One last tidbit - on the felucca I asked Achmed if he knew of the movie Murder on the Nile. He pointed out the hotel in which Agatha Christie stayed while she wrote it! This led into an interesting discussion about King Farouq, whose palace had been turned into the hotel Agatha Christie stayed in. Apparently when Egypt became a republic he had the choice of staying and being an ordinary citizen or taking some of his riches and living elsewhere. He moved to Italy. Our guide said that some of the older people say it was better when the king was in charge. He had a good welfare system for the poor, the Egyptian dollar was very strong, and life was easier.

It has been very hot today, but no worse than a January day in Brisbane.

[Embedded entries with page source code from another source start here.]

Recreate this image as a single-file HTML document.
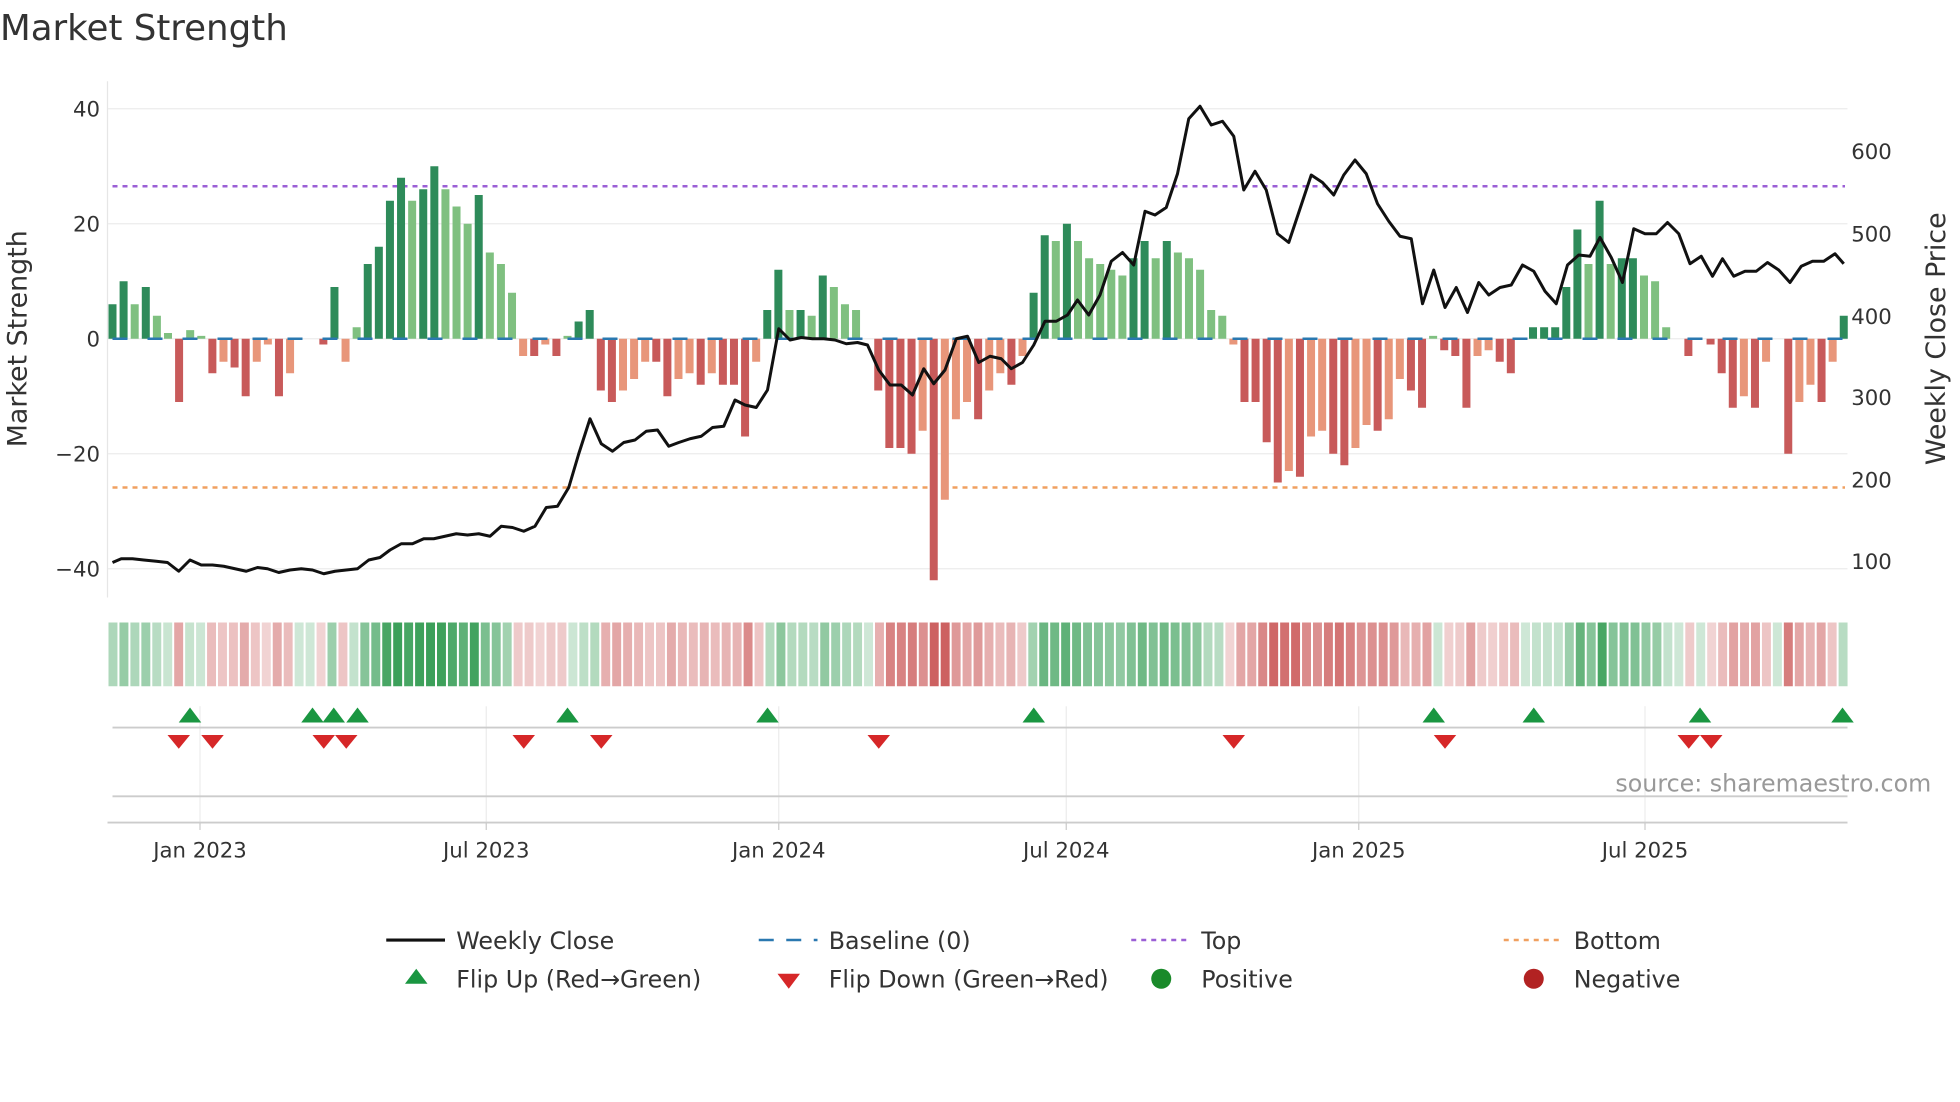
<!DOCTYPE html>
<html><head><meta charset="utf-8"><style>
html,body{margin:0;padding:0;background:#fff;width:1960px;height:1102px;overflow:hidden}
svg{display:block;font-family:"DejaVu Sans","Liberation Sans",sans-serif}
</style></head><body>
<svg id="s" width="1960" height="1102" viewBox="0 0 1568 881.6" xmlns="http://www.w3.org/2000/svg">
<text x="0" y="32" font-size="28.5" fill="#333">Market Strength</text>
<g stroke="#ececec" stroke-width="1">
<line x1="86" y1="87" x2="1478" y2="87"/><line x1="86" y1="179" x2="1478" y2="179"/>
<line x1="86" y1="271" x2="1478" y2="271"/><line x1="86" y1="363" x2="1478" y2="363"/><line x1="86" y1="455" x2="1478" y2="455"/>
</g>
<line x1="86" y1="65" x2="86" y2="478" stroke="#e6e6e6"/>
<g font-size="17" fill="#333" text-anchor="end">
<text x="80" y="93">40</text><text x="80" y="185">20</text><text x="80" y="277">0</text><text x="80" y="369">−20</text><text x="80" y="461">−40</text>
</g>
<g font-size="17" fill="#333">
<text x="1481" y="127">600</text><text x="1481" y="193">500</text><text x="1481" y="259">400</text><text x="1481" y="324">300</text><text x="1481" y="390">200</text><text x="1481" y="455">100</text>
</g>
<text transform="translate(21,271) rotate(-90)" font-size="21.5" fill="#333" text-anchor="middle">Market Strength</text>
<text transform="translate(1556,271) rotate(-90)" font-size="21.5" fill="#333" text-anchor="middle">Weekly Close Price</text>
<line x1="90" y1="149" x2="1476" y2="149" stroke="#9b5fd6" stroke-width="2" stroke-dasharray="4,4"/>
<line x1="90" y1="390" x2="1476" y2="390" stroke="#f0a060" stroke-width="2" stroke-dasharray="4,4"/>
<g id="bars"></g>
<line x1="90" y1="271" x2="1476" y2="271" stroke="#2a78b0" stroke-width="2" stroke-dasharray="12,16"/>
<polyline id="price" fill="none" stroke="#111" stroke-width="2.4" stroke-linejoin="round"/>
<g id="strip"></g>
<g stroke="#ececec"><line x1="160" y1="565" x2="160" y2="660"/><line x1="389" y1="565" x2="389" y2="660"/><line x1="623" y1="565" x2="623" y2="660"/><line x1="853" y1="565" x2="853" y2="660"/><line x1="1087" y1="565" x2="1087" y2="660"/><line x1="1316" y1="565" x2="1316" y2="660"/></g>
<line x1="90" y1="582" x2="1478" y2="582" stroke="#ccc" stroke-width="1.5"/>
<line x1="90" y1="637" x2="1478" y2="637" stroke="#ccc" stroke-width="1.5"/>
<line x1="86" y1="658" x2="1478" y2="658" stroke="#ccc" stroke-width="1.5"/>
<g id="marks"></g>
<text x="1545" y="633" font-size="19" fill="#999" text-anchor="end">source: sharemaestro.com</text>
<g stroke="#ccc"><line x1="160" y1="658" x2="160" y2="664"/><line x1="389" y1="658" x2="389" y2="664"/><line x1="623" y1="658" x2="623" y2="664"/><line x1="853" y1="658" x2="853" y2="664"/><line x1="1087" y1="658" x2="1087" y2="664"/><line x1="1316" y1="658" x2="1316" y2="664"/></g>
<g font-size="17" fill="#333" text-anchor="middle">
<text x="160" y="686">Jan 2023</text><text x="389" y="686">Jul 2023</text><text x="623" y="686">Jan 2024</text><text x="853" y="686">Jul 2024</text><text x="1087" y="686">Jan 2025</text><text x="1316" y="686">Jul 2025</text>
</g>
<g font-size="19" fill="#333">
<line x1="309" y1="752" x2="356" y2="752" stroke="#111" stroke-width="2.5"/><text x="365" y="759">Weekly Close</text>
<line x1="607" y1="752" x2="654" y2="752" stroke="#2a78b0" stroke-width="2" stroke-dasharray="12,10"/><text x="663" y="759">Baseline (0)</text>
<line x1="905" y1="752" x2="952" y2="752" stroke="#9b5fd6" stroke-width="2" stroke-dasharray="4,4"/><text x="961" y="759">Top</text>
<line x1="1203" y1="752" x2="1250" y2="752" stroke="#f0a060" stroke-width="2" stroke-dasharray="4,4"/><text x="1259" y="759">Bottom</text>
<polygon points="324,787 342,787 333,775" fill="#1a9641"/><text x="365" y="790">Flip Up (Red→Green)</text>
<polygon points="622,779 640,779 631,791" fill="#d62728"/><text x="663" y="790">Flip Down (Green→Red)</text>
<circle cx="929" cy="783" r="8" fill="#1a8a2a"/><text x="961" y="790">Positive</text>
<circle cx="1227" cy="783" r="8" fill="#b22222"/><text x="1259" y="790">Negative</text>
</g>
</svg>
<script>
var v=[6,10,6,9,4,1,-11,1.5,0.5,-6,-4,-5,-10,-4,-1,-10,-6,0,0,-1,9,-4,2,13,16,24,28,24,26,30,26,23,20,25,15,13,8,-3,-3,-1,-3,0.5,3,5,-9,-11,-9,-7,-4,-4,-10,-7,-6,-8,-6,-8,-8,-17,-4,5,12,5,5,4,11,9,6,5,0,-9,-19,-19,-20,-16,-42,-28,-14,-11,-14,-9,-6,-8,-3,8,18,17,20,17,14,13,12,11,14,17,14,17,15,14,12,5,4,-1,-11,-11,-18,-25,-23,-24,-17,-16,-20,-22,-19,-15,-16,-14,-7,-9,-12,0.5,-2,-3,-12,-3,-2,-4,-6,0,2,2,2,9,19,13,24,13,14,14,11,10,2,0,-3,0,-1,-6,-12,-10,-12,-4,0,-20,-11,-8,-11,-4,4];
var n=v.length,x0=90,x1=1475,dx=(x1-x0)/(n-1);
var h="";
for(var i=0;i<n;i++){var x=x0+i*dx,val=v[i],p=i?v[i-1]:0,dark=Math.abs(val)>=Math.abs(p);
var c=val>=0?(dark?"#2e8b5a":"#7fc080"):(dark?"#c85a5a":"#e8967a");
var y=val>=0?271-val*4.6:271,hh=Math.abs(val)*4.6;
h+='<rect x="'+(x-3.2)+'" y="'+y+'" width="6.4" height="'+hh+'" fill="'+c+'"/>';}
document.getElementById("bars").innerHTML=h;
var pts="90,450 97,447 106,447 115,448 125,449 134,450 143,457 152,448 161,452 170,452 179,453 188,455 197,457 206,454 214,455 223,458 232,456 241,455 250,456 259,459 268,457 277,456 286,455 295,448 304,446 312,440 321,435 330,435 339,431 347,431 356,429 365,427 374,428 383,427 392,429 401,421 410,422 419,425 428,421 437,406 446,405 455,390 463,363 472,335 481,355 490,361 499,354 508,352 517,345 526,344 535,357 543,354 552,351 561,349 570,342 579,341 588,320 596,324 605,326 614,312 623,263 632,272 641,270 650,271 659,271 668,272 677,275 686,274 694,276 703,296 712,308 721,308 730,316 739,295 747,307 756,296 765,271 774,269 783,290 792,285 801,287 809,295 818,290 827,276 836,257 845,257 854,252 862,240 871,252 880,236 889,209 898,202 907,212 916,169 924,172 933,166 942,139 951,95 960,85 969,100 978,97 987,109 995,152 1004,137 1013,152 1022,187 1031,194 1040,167 1049,140 1058,146 1067,156 1075,140 1084,128 1093,139 1102,163 1111,177 1120,189 1129,191 1138,243 1147,216 1156,246 1165,230 1174,250 1183,226 1191,236 1200,230 1209,228 1218,212 1227,217 1236,233 1245,243 1254,212 1263,204 1272,205 1280,190 1289,206 1298,226 1307,183 1316,187 1325,187 1334,178 1343,187 1352,211 1361,205 1370,221 1378,207 1387,221 1396,217 1405,217 1414,210 1423,216 1432,226 1441,213 1450,209 1459,209 1468,203 1475,211";
document.getElementById("price").setAttribute("points",pts);
var s="",cw=8.76,cnt=Math.round((1478-86)/cw);
for(var k=0;k<cnt;k++){var cx=86+k*cw,idx=Math.min(n-1,Math.max(0,Math.round((cx+cw/2-x0)/dx))),val=v[idx];
var a=Math.min(1,0.25+Math.abs(val)/35);var col=val>=0?"rgba(60,160,90,"+a+")":"rgba(200,80,80,"+(a*0.9)+")";
s+='<rect x="'+(cx+0.8)+'" y="498" width="'+(cw-1.6)+'" height="51" fill="'+col+'"/>';}
document.getElementById("strip").innerHTML=s;
var up=[152,250,267,286,454,614,827,1147,1227,1360,1474],dn=[143,170,259,277,419,481,703,987,1156,1351,1369],m="";
up.forEach(function(x){m+='<polygon points="'+(x-9)+',578 '+(x+9)+',578 '+x+',566" fill="#1a9641"/>';});
dn.forEach(function(x){m+='<polygon points="'+(x-9)+',588 '+(x+9)+',588 '+x+',599" fill="#d62728"/>';});
document.getElementById("marks").innerHTML=m;
</script>
</body></html>
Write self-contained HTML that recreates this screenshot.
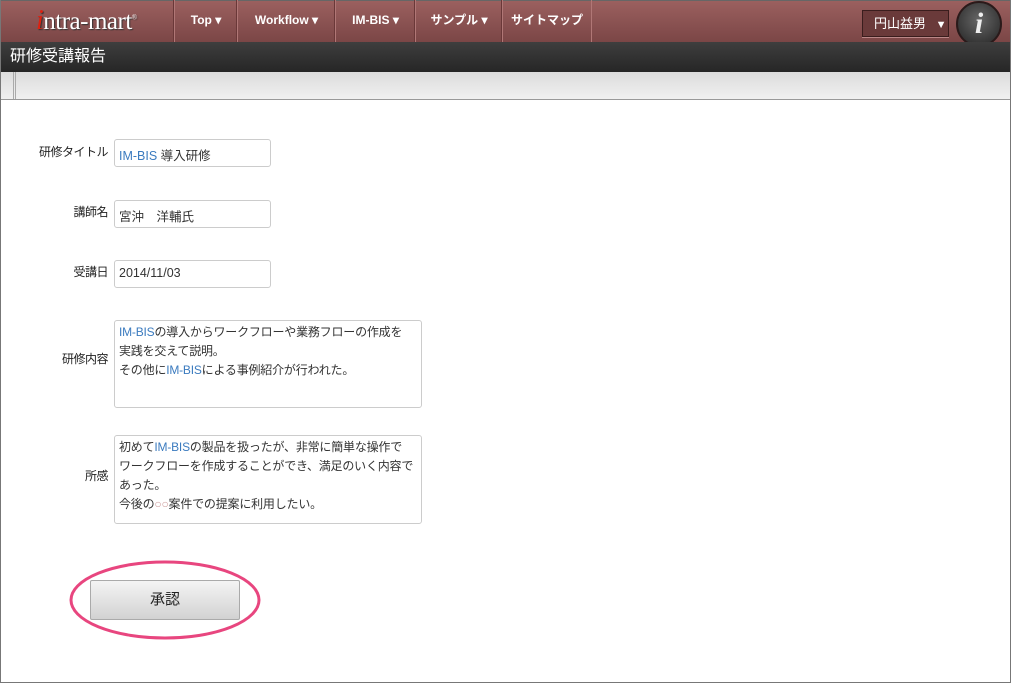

It's not remotely humid - it's very dry and very sunny. This is supposed to be the off off off season, most people coming in winter, but it's been fantastic weather so far. Cairo was very mild, and it's been fine down here, even thought the temperature regularly gets over 40 in the summer. Touch wood the weather continues as it has. Achmed says it rains for five minutes once a year here:) Coming now means that nowhere is crowded - there are some other tourists, but we have not had to wait in any queues - it's been great!

I'm having flashbacks to childhood fantasies of Arabian Nights adventures:)

















1 Comments:

Anonymous Anonymous said...

Crocodiles in the Aswan? - stay away from the sides of the boat. The Nile Perch in the dam are rumoured to grow to well over 150 kilograms - if one of those took a fancy to a chunk of your arm, it would be an argument you would not win. They are supposed to be almost identical to Barramundi but they don't taste as nice 'cos they don't get into salt water at any stage. I'll be curious to hear if anybody does any fishing. Also, what are the starry nights like in the desert? It should be good and dark before the moon rises later in the night and the star fields should be really worth seeing.